Nothing outside the lines from the one containing "Give me the" down to the one containing "const rowH = (i: number)" belongs in the copy; print that span exactly, both ends included, with pictures removed.

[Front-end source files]
• • • • •
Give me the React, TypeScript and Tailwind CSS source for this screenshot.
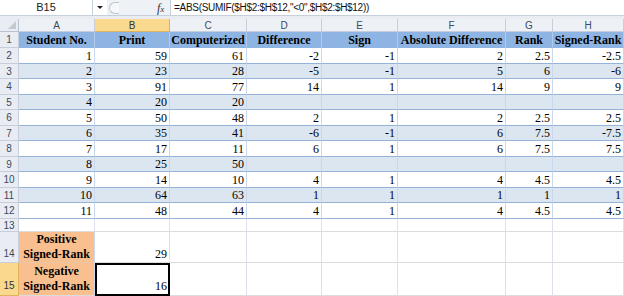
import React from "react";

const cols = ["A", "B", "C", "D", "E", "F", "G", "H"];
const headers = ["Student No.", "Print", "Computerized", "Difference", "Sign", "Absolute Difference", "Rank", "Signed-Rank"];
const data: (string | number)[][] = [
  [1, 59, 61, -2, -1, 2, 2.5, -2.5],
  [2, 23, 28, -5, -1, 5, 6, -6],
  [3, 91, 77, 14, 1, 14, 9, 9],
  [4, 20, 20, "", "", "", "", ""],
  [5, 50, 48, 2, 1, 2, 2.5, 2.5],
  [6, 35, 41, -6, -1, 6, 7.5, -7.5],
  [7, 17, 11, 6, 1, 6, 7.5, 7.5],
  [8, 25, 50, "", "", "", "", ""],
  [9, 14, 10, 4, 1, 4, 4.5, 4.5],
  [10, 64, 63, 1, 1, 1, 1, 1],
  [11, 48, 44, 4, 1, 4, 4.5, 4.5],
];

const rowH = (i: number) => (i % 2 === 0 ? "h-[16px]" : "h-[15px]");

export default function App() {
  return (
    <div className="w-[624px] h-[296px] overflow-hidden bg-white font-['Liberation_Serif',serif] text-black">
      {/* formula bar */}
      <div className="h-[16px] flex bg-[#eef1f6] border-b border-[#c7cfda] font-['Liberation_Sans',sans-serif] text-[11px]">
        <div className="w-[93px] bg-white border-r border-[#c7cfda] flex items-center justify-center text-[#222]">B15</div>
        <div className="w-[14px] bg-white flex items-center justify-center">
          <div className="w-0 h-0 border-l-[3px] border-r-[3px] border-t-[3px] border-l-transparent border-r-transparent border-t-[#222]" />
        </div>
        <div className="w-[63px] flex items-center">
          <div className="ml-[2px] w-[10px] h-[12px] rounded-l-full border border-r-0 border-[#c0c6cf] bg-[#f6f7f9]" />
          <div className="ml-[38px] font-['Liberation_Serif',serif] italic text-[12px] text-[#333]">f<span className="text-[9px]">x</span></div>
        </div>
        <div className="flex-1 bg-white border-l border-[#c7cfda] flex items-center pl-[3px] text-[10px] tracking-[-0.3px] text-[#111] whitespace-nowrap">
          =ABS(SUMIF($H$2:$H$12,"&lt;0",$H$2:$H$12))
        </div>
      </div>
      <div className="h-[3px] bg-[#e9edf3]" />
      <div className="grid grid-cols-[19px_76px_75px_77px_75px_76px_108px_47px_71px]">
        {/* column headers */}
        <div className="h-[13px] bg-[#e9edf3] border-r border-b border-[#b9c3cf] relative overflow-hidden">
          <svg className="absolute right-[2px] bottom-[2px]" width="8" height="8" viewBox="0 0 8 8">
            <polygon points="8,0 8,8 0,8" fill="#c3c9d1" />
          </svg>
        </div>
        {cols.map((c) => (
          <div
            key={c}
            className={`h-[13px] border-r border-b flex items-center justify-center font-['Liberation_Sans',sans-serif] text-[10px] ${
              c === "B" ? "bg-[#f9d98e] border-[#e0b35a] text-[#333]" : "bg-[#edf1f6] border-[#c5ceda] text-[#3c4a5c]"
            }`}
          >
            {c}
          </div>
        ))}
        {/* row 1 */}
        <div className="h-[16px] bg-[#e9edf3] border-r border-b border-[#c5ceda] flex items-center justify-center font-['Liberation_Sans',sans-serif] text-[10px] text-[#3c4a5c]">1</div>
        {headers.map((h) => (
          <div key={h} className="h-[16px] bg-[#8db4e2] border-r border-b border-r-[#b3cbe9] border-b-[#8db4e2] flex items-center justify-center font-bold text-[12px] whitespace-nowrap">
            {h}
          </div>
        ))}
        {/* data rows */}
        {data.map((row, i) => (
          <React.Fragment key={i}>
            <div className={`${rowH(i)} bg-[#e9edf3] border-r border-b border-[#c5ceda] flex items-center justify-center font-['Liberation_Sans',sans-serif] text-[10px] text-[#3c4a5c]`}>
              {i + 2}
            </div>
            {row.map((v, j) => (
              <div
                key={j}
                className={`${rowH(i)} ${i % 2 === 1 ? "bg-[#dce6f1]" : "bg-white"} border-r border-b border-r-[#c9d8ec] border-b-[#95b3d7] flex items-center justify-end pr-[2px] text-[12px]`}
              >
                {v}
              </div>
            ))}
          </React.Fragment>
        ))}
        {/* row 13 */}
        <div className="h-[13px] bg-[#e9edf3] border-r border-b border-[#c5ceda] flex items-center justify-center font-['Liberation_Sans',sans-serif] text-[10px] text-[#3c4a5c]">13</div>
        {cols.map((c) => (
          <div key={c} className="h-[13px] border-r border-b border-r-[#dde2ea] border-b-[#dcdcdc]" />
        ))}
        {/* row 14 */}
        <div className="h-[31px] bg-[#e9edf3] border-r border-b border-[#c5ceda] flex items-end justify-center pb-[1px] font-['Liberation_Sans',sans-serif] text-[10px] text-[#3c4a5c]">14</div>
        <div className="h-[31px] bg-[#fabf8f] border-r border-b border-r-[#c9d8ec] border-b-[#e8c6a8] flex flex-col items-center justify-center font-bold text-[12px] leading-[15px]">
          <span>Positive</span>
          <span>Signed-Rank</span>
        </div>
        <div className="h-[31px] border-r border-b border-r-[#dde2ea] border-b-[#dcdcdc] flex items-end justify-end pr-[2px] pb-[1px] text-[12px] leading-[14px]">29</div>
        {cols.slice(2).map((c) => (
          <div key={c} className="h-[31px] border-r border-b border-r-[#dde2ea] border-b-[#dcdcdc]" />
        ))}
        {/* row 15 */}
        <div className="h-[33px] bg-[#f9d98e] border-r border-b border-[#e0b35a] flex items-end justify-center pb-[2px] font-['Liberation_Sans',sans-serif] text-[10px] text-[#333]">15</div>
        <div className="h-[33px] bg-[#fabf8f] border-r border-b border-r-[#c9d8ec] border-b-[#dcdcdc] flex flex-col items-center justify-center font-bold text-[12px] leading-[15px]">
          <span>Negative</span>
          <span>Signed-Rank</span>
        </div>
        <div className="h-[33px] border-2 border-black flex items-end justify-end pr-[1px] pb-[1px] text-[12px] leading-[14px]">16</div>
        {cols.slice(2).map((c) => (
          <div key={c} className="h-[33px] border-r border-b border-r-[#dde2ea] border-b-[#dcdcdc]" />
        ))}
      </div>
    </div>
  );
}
• • • • •
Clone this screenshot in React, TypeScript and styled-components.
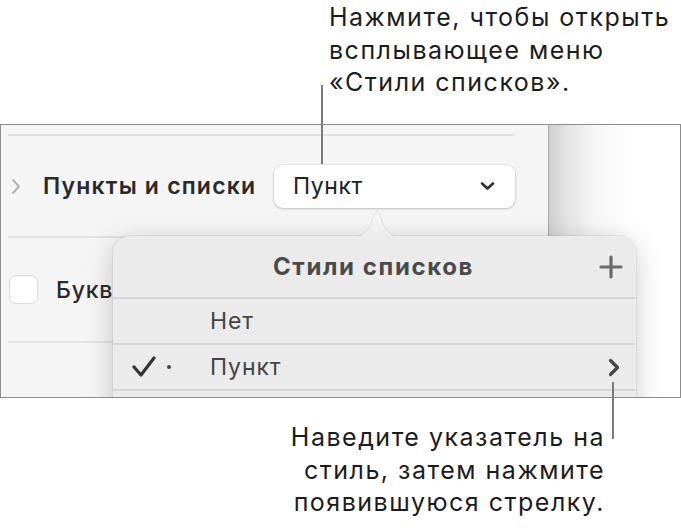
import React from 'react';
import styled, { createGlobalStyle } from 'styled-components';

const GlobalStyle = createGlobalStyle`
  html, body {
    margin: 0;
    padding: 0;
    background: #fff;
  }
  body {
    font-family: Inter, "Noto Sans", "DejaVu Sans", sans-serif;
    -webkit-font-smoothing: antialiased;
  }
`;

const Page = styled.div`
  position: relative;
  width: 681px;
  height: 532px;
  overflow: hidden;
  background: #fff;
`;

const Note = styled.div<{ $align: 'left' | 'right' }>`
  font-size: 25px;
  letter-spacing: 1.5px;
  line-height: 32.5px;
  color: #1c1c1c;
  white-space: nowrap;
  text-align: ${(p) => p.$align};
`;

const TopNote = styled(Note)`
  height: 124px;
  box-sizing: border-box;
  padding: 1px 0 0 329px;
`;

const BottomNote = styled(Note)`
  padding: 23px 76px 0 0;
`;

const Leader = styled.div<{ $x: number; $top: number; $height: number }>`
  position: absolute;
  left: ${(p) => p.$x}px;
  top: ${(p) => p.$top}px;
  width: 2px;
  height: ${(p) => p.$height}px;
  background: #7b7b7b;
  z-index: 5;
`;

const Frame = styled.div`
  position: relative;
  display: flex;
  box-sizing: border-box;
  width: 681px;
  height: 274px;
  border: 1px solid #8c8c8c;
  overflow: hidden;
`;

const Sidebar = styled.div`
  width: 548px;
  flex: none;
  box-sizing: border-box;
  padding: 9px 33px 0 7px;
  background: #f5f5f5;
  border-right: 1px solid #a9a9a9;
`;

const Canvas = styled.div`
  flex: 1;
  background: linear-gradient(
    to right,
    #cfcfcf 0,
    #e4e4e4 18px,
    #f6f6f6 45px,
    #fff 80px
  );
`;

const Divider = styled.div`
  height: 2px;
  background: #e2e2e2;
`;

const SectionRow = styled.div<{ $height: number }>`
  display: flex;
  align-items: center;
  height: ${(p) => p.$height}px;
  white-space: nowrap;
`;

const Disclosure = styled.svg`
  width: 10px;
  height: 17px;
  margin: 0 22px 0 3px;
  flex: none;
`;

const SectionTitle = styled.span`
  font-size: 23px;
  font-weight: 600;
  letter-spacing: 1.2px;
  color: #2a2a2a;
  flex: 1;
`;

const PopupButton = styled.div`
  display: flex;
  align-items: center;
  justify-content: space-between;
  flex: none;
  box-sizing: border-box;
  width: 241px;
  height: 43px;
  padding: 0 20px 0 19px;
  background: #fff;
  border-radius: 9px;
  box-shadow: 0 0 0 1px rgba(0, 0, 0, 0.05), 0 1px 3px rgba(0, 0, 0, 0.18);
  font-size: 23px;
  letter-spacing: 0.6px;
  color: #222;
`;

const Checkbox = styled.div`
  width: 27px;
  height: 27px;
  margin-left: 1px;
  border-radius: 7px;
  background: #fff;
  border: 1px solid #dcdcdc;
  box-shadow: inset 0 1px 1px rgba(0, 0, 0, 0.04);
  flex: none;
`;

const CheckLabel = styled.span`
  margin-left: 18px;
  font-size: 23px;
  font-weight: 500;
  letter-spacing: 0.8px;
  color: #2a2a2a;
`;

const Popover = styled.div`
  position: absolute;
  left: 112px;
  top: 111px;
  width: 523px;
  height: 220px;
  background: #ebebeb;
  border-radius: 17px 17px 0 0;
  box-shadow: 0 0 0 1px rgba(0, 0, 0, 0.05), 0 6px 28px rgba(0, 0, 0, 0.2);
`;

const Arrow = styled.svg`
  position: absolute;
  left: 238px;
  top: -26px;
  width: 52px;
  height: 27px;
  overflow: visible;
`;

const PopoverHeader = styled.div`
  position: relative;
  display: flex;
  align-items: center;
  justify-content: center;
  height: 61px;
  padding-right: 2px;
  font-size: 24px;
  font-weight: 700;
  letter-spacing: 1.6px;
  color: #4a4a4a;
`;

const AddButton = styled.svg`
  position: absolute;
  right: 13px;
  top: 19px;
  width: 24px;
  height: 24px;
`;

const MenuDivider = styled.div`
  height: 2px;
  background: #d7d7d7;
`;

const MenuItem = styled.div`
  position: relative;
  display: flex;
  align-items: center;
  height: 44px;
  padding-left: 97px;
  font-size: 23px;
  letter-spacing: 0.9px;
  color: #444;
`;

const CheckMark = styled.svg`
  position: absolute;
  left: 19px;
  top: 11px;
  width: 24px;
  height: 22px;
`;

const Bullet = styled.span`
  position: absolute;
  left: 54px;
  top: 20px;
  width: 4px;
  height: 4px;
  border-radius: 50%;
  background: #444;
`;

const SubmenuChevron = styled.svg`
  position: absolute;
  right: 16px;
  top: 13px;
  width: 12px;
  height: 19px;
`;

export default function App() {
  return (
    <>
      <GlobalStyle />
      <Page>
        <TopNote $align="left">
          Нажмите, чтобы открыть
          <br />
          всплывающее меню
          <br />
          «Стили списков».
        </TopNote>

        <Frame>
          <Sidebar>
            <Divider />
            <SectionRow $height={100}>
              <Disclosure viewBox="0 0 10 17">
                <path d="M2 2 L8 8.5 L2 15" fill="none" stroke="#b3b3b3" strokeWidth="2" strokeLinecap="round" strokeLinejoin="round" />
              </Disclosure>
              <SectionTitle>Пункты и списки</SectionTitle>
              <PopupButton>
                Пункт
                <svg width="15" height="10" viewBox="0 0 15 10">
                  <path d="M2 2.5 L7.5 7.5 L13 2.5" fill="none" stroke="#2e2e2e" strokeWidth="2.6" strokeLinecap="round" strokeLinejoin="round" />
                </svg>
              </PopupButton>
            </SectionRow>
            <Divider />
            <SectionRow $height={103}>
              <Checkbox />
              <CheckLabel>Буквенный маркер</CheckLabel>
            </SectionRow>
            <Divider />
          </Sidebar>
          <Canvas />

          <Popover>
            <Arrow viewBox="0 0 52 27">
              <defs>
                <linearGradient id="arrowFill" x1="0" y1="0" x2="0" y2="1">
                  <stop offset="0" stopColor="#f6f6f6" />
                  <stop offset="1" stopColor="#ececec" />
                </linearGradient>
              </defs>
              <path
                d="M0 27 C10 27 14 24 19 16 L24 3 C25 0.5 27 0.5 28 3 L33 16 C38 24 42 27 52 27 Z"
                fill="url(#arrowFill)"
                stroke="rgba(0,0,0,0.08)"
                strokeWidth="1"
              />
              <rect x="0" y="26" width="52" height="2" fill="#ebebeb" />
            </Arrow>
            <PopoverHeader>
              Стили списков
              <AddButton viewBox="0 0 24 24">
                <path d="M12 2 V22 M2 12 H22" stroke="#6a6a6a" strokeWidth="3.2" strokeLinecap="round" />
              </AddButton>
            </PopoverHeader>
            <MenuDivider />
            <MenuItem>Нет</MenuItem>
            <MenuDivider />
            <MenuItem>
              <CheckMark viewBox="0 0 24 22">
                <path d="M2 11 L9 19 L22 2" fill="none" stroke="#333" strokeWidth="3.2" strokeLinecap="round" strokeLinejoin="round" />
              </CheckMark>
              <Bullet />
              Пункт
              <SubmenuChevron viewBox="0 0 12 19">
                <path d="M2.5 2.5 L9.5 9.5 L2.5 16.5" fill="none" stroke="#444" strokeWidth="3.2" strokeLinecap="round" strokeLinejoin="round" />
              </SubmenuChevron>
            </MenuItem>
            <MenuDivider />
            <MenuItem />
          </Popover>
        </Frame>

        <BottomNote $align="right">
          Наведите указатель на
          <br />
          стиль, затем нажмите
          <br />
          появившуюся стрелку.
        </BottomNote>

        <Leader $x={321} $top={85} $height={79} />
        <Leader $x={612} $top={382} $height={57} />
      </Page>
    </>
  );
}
• • • • •
REPLY:
Give me the React, TypeScript and Tailwind CSS source for this screenshot.
import React from "react";

const cols = ["A", "B", "C", "D", "E", "F", "G", "H"];
const headers = ["Student No.", "Print", "Computerized", "Difference", "Sign", "Absolute Difference", "Rank", "Signed-Rank"];
const data: (string | number)[][] = [
  [1, 59, 61, -2, -1, 2, 2.5, -2.5],
  [2, 23, 28, -5, -1, 5, 6, -6],
  [3, 91, 77, 14, 1, 14, 9, 9],
  [4, 20, 20, "", "", "", "", ""],
  [5, 50, 48, 2, 1, 2, 2.5, 2.5],
  [6, 35, 41, -6, -1, 6, 7.5, -7.5],
  [7, 17, 11, 6, 1, 6, 7.5, 7.5],
  [8, 25, 50, "", "", "", "", ""],
  [9, 14, 10, 4, 1, 4, 4.5, 4.5],
  [10, 64, 63, 1, 1, 1, 1, 1],
  [11, 48, 44, 4, 1, 4, 4.5, 4.5],
];

const rowH = (i: number) => (i % 2 === 0 ? "h-[16px]" : "h-[15px]");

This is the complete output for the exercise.